One of the keys in UVA’s 30-28 win at Miami was the Cavaliers establishing a running game early and not having to play from behind. In the previous back-to-back losses to UNC and Wake, Bronco Mendenhall’s team trailed early and shelved the running game in favor of a passing attack. That wasn’t necessary at Miami.

As a result, the Cavaliers rushed for 181 yards (211 before sack yardage was subtracted) and 10 first downs on the ground. UVA’s corps of runners collectively averaged 5.2 yards per rush, well above what Mendenhall requires for success.

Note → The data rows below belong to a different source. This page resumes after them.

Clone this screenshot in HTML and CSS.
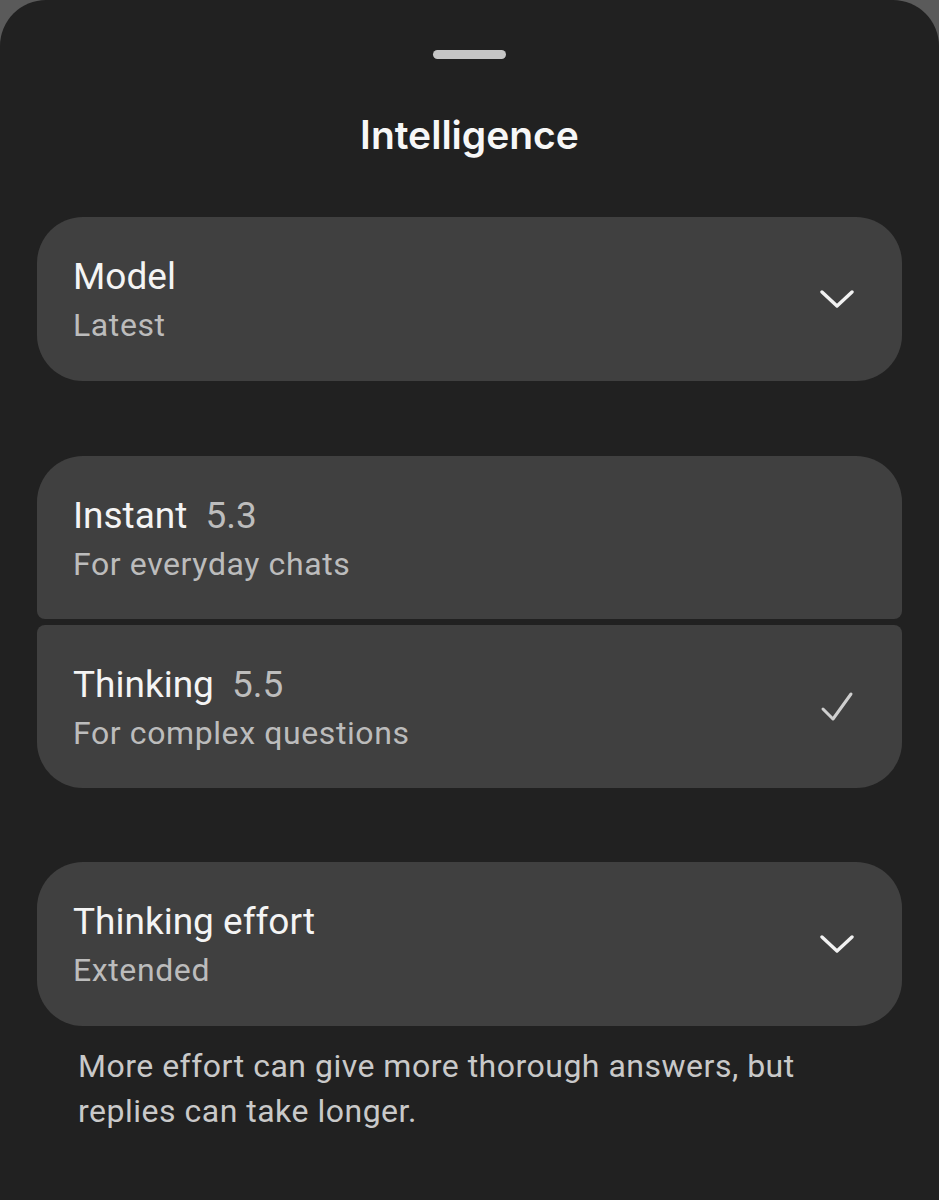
FILE: index.html
```html
<!DOCTYPE html>
<html lang="en">
<head>
  <meta charset="UTF-8" />
  <title>Intelligence</title>
  <meta name="viewport" content="width=device-width, initial-scale=1.0" />
  <link rel="stylesheet" href="styles.css">
</head>
<body>
  <div class="sheet">
    <div class="handle"></div>
    <h1 class="sheet-title">Intelligence</h1>

    <div class="card">
      <div class="card-text">
        <div class="card-title">Model</div>
        <div class="card-sub">Latest</div>
      </div>
      <svg class="icon" viewBox="0 0 34 18" width="34" height="18">
        <path d="M2 2 L17 16 L32 2" fill="none" stroke="#f2f2f2" stroke-width="3.4" stroke-linecap="round" stroke-linejoin="round"/>
      </svg>
    </div>

    <div class="group">
      <div class="card card-top">
        <div class="card-text">
          <div class="card-title">Instant <span class="ver">5.3</span></div>
          <div class="card-sub">For everyday chats</div>
        </div>
      </div>
      <div class="card card-bottom">
        <div class="card-text">
          <div class="card-title">Thinking <span class="ver">5.5</span></div>
          <div class="card-sub">For complex questions</div>
        </div>
        <svg class="icon" viewBox="0 0 34 32" width="34" height="32">
          <path d="M3 18 L13 28 L31 3" fill="none" stroke="#cfcfcf" stroke-width="3" stroke-linecap="round" stroke-linejoin="round"/>
        </svg>
      </div>
    </div>

    <div class="card">
      <div class="card-text">
        <div class="card-title">Thinking effort</div>
        <div class="card-sub">Extended</div>
      </div>
      <svg class="icon" viewBox="0 0 34 18" width="34" height="18">
        <path d="M2 2 L17 16 L32 2" fill="none" stroke="#f2f2f2" stroke-width="3.4" stroke-linecap="round" stroke-linejoin="round"/>
      </svg>
    </div>

    <p class="note">More effort can give more thorough answers, but replies can take longer.</p>
  </div>
</body>
</html>
```

FILE: styles.css
```css
* {
  box-sizing: border-box;
  margin: 0;
  padding: 0;
}
body {
  background-color: #5a5a5a;
  font-family: 'Roboto', sans-serif;
}
.sheet {
  background: #212121;
  border-radius: 46px 46px 0 0;
  min-height: 1200px;
  padding: 50px 37px 40px;
}
.handle {
  width: 73px;
  height: 9px;
  border-radius: 5px;
  background: #c6c6c6;
  margin: 0 auto;
}
.sheet-title {
  font-family: 'Inter', sans-serif;
  font-weight: 600;
  font-size: 39px;
  line-height: 46px;
  color: #f7f7f7;
  text-align: center;
  margin-top: 53px;
  margin-bottom: 59px;
}
.card {
  background: #404040;
  border-radius: 46px;
  height: 164px;
  padding: 37px 48px 0 36px;
  display: flex;
  align-items: center;
  justify-content: space-between;
}
.card-text {
  align-self: flex-start;
}
.card-title {
  font-size: 37px;
  line-height: 46px;
  color: #f4f4f4;
}
.ver {
  color: #bdbdbd;
  margin-left: 9px;
}
.card-sub {
  font-size: 32px;
  line-height: 46px;
  color: #bcbcbc;
  letter-spacing: 0.6px;
  margin-top: 2px;
}
.icon {
  margin-top: -37px;
}
.group {
  margin: 75px 0 74px;
  display: flex;
  flex-direction: column;
  gap: 6px;
}
.group .card {
  height: 163px;
}
.card-top {
  border-radius: 46px 46px 8px 8px;
}
.card-bottom {
  border-radius: 8px 8px 46px 46px;
}
.note {
  font-size: 32px;
  line-height: 45px;
  color: #c9c9c9;
  letter-spacing: 0.5px;
  padding: 18px 0 0 41px;
  max-width: 800px;
}
```
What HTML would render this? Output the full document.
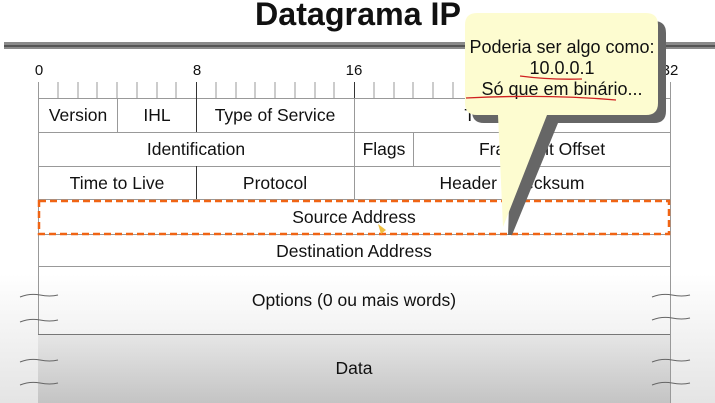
<!DOCTYPE html>
<html><head><meta charset="utf-8"><style>
html,body{margin:0;padding:0;width:715px;height:403px;overflow:hidden;background:#fff}
svg{display:block;font-family:"Liberation Sans",sans-serif}
</style></head><body>
<svg width="715" height="403" viewBox="0 0 715 403">
<defs>
<linearGradient id="bg" x1="0" y1="0" x2="0" y2="1">
<stop offset="0" stop-color="#fff"/><stop offset="0.68" stop-color="#fff"/><stop offset="1" stop-color="#e4e4e4"/>
</linearGradient>
<linearGradient id="dg" x1="0" y1="0" x2="0" y2="1">
<stop offset="0" stop-color="#e6e6e6"/><stop offset="1" stop-color="#c4c4c4"/>
</linearGradient>
</defs>
<rect width="715" height="403" fill="url(#bg)"/>
<text x="358" y="25" font-size="32" font-weight="bold" text-anchor="middle" fill="#111" textLength="206" lengthAdjust="spacingAndGlyphs">Datagrama IP</text>
<rect x="4" y="42" width="711" height="7" fill="#8a8a8a"/>
<rect x="4" y="45" width="711" height="2" fill="#555"/>
<g font-size="15" fill="#111" text-anchor="middle">
<text x="39" y="75">0</text><text x="197" y="75">8</text><text x="354" y="75">16</text><text x="670" y="75">32</text>
</g>
<g stroke="#999" stroke-width="1">
<path d="M38.5 82V403M670.5 82V403"/>
<path d="M58 82V98M78 82V98M97 82V98M117 82V98M137 82V98M157 82V98M176 82V98M216 82V98M236 82V98M255 82V98M275 82V98M295 82V98M315 82V98M334 82V98M374 82V98M394 82V98M413 82V98M433 82V98M453 82V98M473 82V98M492 82V98M512 82V98M532 82V98M552 82V98M571 82V98M591 82V98M611 82V98M631 82V98M650 82V98"/>
<path d="M38 98.5H670M38 132.5H670M38 166.5H670M38 199.5H670M38 234.5H670M38 266.5H670M38 334.5H670"/>
<path d="M117.5 98V132M354.5 98V132M354.5 132V166M413.5 132V166M354.5 166V199"/>
</g>
<g stroke="#333" stroke-width="1"><path d="M196.5 82V132M196.5 166V199M354.5 82V98"/></g>
<rect x="38" y="335" width="632" height="68" fill="url(#dg)"/>
<path d="M38 334.5H670" stroke="#777"/>
<g font-size="17.5" fill="#111" text-anchor="middle">
<text x="78" y="121">Version</text><text x="157" y="121">IHL</text><text x="275" y="121">Type of Service</text><text x="512" y="121">Total Length</text>
<text x="196" y="155">Identification</text><text x="384" y="155">Flags</text><text x="542" y="155">Fragment Offset</text>
<text x="117" y="189">Time to Live</text><text x="275" y="189">Protocol</text><text x="512" y="189">Header Checksum</text>
<text x="354" y="223">Source Address</text>
<text x="354" y="257">Destination Address</text>
<text x="354" y="306">Options (0 ou mais words)</text>
<text x="354" y="374">Data</text>
</g>
<g fill="none" stroke="#666" stroke-width="1">
<path d="M20 297q10 -4 20 -2t18 0M20 322q10 -4 20 -2t18 0M20 362q10 -4 20 -2t18 0M20 385q10 -4 20 -2t18 0"/>
<path d="M652 297q10 -4 20 -2t18 0M652 320q10 -4 20 -2t18 0M652 362q10 -4 20 -2t18 0M652 385q10 -4 20 -2t18 0"/>
</g>
<rect x="39" y="201" width="630" height="33" fill="none" stroke="#f06414" stroke-width="2.5" stroke-dasharray="7,4"/>
<path d="M378 224l8 6-5 4z" fill="#f0c040"/>
<path d="M480 17h170q12 0 12 12v78q0 12-12 12h-96l-46 112-4 0 4-112h-28q-12 0-12-12v-78q0-12 12-12z" fill="#666" transform="translate(4,4)"/>
<path d="M477 13h169q12 0 12 12v78q0 12-12 12h-99l-44 112-5-112h-21q-12 0-12-12v-78q0-12 12-12z" fill="#fdfcd0"/>
<g font-size="18" fill="#111" text-anchor="middle">
<text x="562" y="53">Poderia ser algo como:</text>
<text x="562" y="74">10.0.0.1</text>
<text x="562" y="95">Só que em binário...</text>
</g>
<g fill="none" stroke="#d02020" stroke-width="1.3">
<path d="M520 76q30 4 62 3"/>
<path d="M466 98q80-4 150 2"/>
</g>
</svg>
</body></html>
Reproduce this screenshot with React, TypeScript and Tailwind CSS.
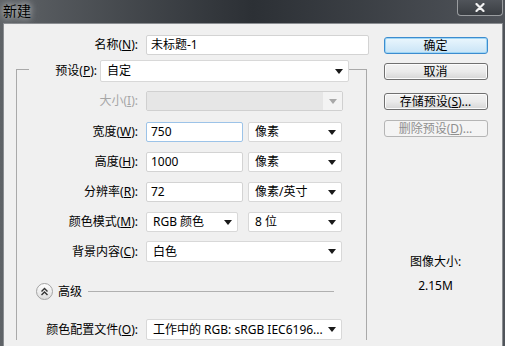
import { ReactNode } from 'react';

const font = "font-['Noto_Sans','Noto_Sans_CJK_SC',sans-serif]";

function Arrow({ muted }: { muted?: boolean }) {
  return (
    <svg width="8" height="5" viewBox="0 0 8 5" className="shrink-0">
      <path d="M0 0 L8 0 L4 5 Z" fill={muted ? '#a8a8a8' : '#1a1a1a'} />
    </svg>
  );
}

function Field({ value, w, focus }: { value: string; w: string; focus?: boolean }) {
  return (
    <div
      className={`${w} h-[20px] bg-white rounded-[2px] border flex items-center pl-[4px] text-[12px] leading-[14px] text-black ${
        focus ? 'border-[#9cc3e8]' : 'border-[#d3d3d3]'
      }`}
    >
      {value}
    </div>
  );
}

function Select({ value, w, h = 'h-[20px]' }: { value: string; w: string; h?: string }) {
  return (
    <div className={`${w} ${h} bg-white rounded-[2px] border border-[#d8d8d8] flex items-center pl-[6px] pr-[5px] text-[12px] leading-[14px] text-black`}>
      <span className="flex-1 whitespace-nowrap">{value}</span>
      <Arrow />
    </div>
  );
}

function Label({ children, w = 'w-[129px]', muted }: { children: ReactNode; w?: string; muted?: boolean }) {
  return (
    <div className={`${w} shrink-0 text-right text-[12px] leading-[14px] pr-[8px] whitespace-nowrap ${muted ? 'text-[#a6a6a6]' : 'text-black'}`}>
      {children}
    </div>
  );
}

function Btn({ children, primary, disabled, mt }: { children: ReactNode; primary?: boolean; disabled?: boolean; mt: string }) {
  return (
    <div
      className={`${mt} w-[104px] h-[17px] rounded-[3px] border flex items-center justify-center text-[12px] leading-[14px] ${
        primary
          ? 'border-[#3c8ccf] bg-gradient-to-b from-[#eaf6fd] to-[#c9e4f6] shadow-[inset_0_0_0_1px_#9fd6f5]'
          : disabled
          ? 'border-[#b5b5b5] bg-[#f4f4f4] text-[#8f8f8f]'
          : 'border-[#707070] bg-gradient-to-b from-[#f2f2f2] via-[#ebebeb] to-[#d6d6d6] shadow-[inset_0_0_0_1px_#fcfcfc]'
      } ${disabled ? '' : 'text-black'}`}
    >
      {children}
    </div>
  );
}

export default function App() {
  return (
    <div className={`w-[505px] h-[346px] overflow-hidden bg-gradient-to-r from-[#5f6367] via-[#2c3035] to-[#50545a] ${font}`}>
      {/* title bar */}
      <div className="h-[23px] flex items-start justify-between">
        <span className="ml-[3px] mt-[3px] text-[14px] leading-[16px] text-black [text-shadow:0_0_6px_#cfd2d4,0_0_10px_#aeb2b5]">新建</span>
        <div className="mr-[2px] w-[46px] h-[16px] rounded-b-[4px] border border-t-0 border-[#9a9da0] bg-gradient-to-b from-[#50545a] to-[#3a3e43] flex items-center justify-center">
          <svg width="10" height="9" viewBox="0 0 10 9">
            <path d="M1.5 1 L8.5 8 M8.5 1 L1.5 8" stroke="#f2f2f2" strokeWidth="2.2" strokeLinecap="round" />
          </svg>
        </div>
      </div>

      {/* client area */}
      <div className="ml-[3px] mr-[2px] h-[323px] border border-b-0 border-[#8a8d91] bg-[#f0f0f0] flex">
        {/* left column */}
        <div className="w-[365px] shrink-0 flex flex-col">
          <div className="mt-[11px] flex items-center">
            <Label w="w-[142px]">
              名称(<u>N</u>):
            </Label>
            <Field value="未标题-1" w="w-[223px]" />
          </div>

          {/* group box */}
          <div className="ml-[12px] w-[351px] mt-[5px] flex flex-col">
            <div className="flex items-stretch">
              <div className="w-[13px] mt-[9px] border-t border-l border-[#a9a9a9]" />
              <div className="w-[71px] text-right pr-[3px] text-[12px] leading-[14px] whitespace-nowrap text-black self-center">
                预设(<u>P</u>):
              </div>
              <Select value="自定" w="w-[249px]" h="h-[22px]" />
              <div className="flex-1 mt-[9px] border-t border-r border-[#a9a9a9]" />
            </div>
            <div className="flex-1 border-l border-r border-[#a9a9a9] flex flex-col h-[260px]">
              <div className="mt-[9px] flex items-center">
                <Label muted>
                  大小(<u>I</u>):
                </Label>
                <div className="w-[197px] h-[20px] rounded-[2px] border border-[#d0d0d0] flex">
                  <div className="flex-1 bg-[#e6e6e6]" />
                  <div className="w-[19px] bg-[#f3f3f3] flex items-center justify-center">
                    <Arrow muted />
                  </div>
                </div>
              </div>
              <div className="mt-[11px] flex items-center">
                <Label>
                  宽度(<u>W</u>):
                </Label>
                <Field value="750" w="w-[97px]" focus />
                <div className="ml-[5px]">
                  <Select value="像素" w="w-[94px]" />
                </div>
              </div>
              <div className="mt-[10px] flex items-center">
                <Label>
                  高度(<u>H</u>):
                </Label>
                <Field value="1000" w="w-[97px]" />
                <div className="ml-[5px]">
                  <Select value="像素" w="w-[94px]" />
                </div>
              </div>
              <div className="mt-[10px] flex items-center">
                <Label>
                  分辨率(<u>R</u>):
                </Label>
                <Field value="72" w="w-[97px]" />
                <div className="ml-[5px]">
                  <Select value="像素/英寸" w="w-[94px]" />
                </div>
              </div>
              <div className="mt-[10px] flex items-center">
                <Label>
                  颜色模式(<u>M</u>):
                </Label>
                <Select value="RGB 颜色" w="w-[92px]" />
                <div className="ml-[10px]">
                  <Select value="8 位" w="w-[94px]" />
                </div>
              </div>
              <div className="mt-[9px] flex items-center">
                <Label>
                  背景内容(<u>C</u>):
                </Label>
                <Select value="白色" w="w-[196px]" h="h-[21px]" />
              </div>
              <div className="mt-[21px] flex items-center">
                <div className="ml-[19px] w-[17px] h-[17px] rounded-full border border-[#a3a3a3] bg-gradient-to-b from-white to-[#dedede] flex items-center justify-center">
                  <svg width="9" height="9" viewBox="0 0 9 9">
                    <path d="M1.5 4.5 L4.5 1.5 L7.5 4.5 M1.5 8 L4.5 5 L7.5 8" fill="none" stroke="#333" strokeWidth="1.4" />
                  </svg>
                </div>
                <span className="ml-[5px] text-[12px] leading-[14px] text-black">高级</span>
                <div className="ml-[6px] w-[246px] border-t border-[#b0b0b0]" />
              </div>
              <div className="mt-[19px] flex items-center">
                <Label>
                  颜色配置文件(<u>O</u>):
                </Label>
                <Select value="工作中的 RGB: sRGB IEC6196..." w="w-[196px]" h="h-[21px]" />
              </div>
            </div>
          </div>
        </div>

        {/* right column */}
        <div className="flex-1 flex flex-col items-center">
          <Btn primary mt="mt-[13px]">确定</Btn>
          <Btn mt="mt-[9px]">取消</Btn>
          <Btn mt="mt-[13px]">
            存储预设(<u>S</u>)...
          </Btn>
          <Btn disabled mt="mt-[10px]">
            删除预设(<u>D</u>)...
          </Btn>
          <div className="mt-[118px] text-[12px] leading-[14px] text-black">图像大小:</div>
          <div className="mt-[10px] text-[12px] leading-[14px] text-black">2.15M</div>
        </div>
      </div>
    </div>
  );
}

“Mike Hollins runs violently and fiercely but Keytaon (Thompson), it just seems like every time you give him the ball, something happens positively for our team,” Mendenhall said. “And then Wayne Taulapapa … that combination.

“I don’t think it was the plays that were called, it was just the effort and heart that they played with. And, man, is that inspiring. And they know it. After the game, they just looked at each other and they know because they tried so dang hard, and that is so fun to see.”

Taulapapa, coming off concussion protocol, was the Cavaliers’ leading rusher with 62 yards on 11 carries, including a touchdown and a 27-yard run. He averaged 5.6 yards per carry.

Thompson only had three carries, but made the most of them with his versatility. He averaged 15.7 yards per carry for 47 yards, including a 34-yarder.

Hollins rushed 10 times for 38 yards and a touchdown, and had a 25-yard pickup.

Quarterback Brennan Armstrong rushed seven times for 19 yards (38 before sack yardage was subtracted), including a 14-yarder.

If Virginia can continue to wisely use its running game to take some pressure off Armstrong and the passing game, it should help the Cavaliers going forward in the next three weeks against Louisville, Duke and Georgia Tech.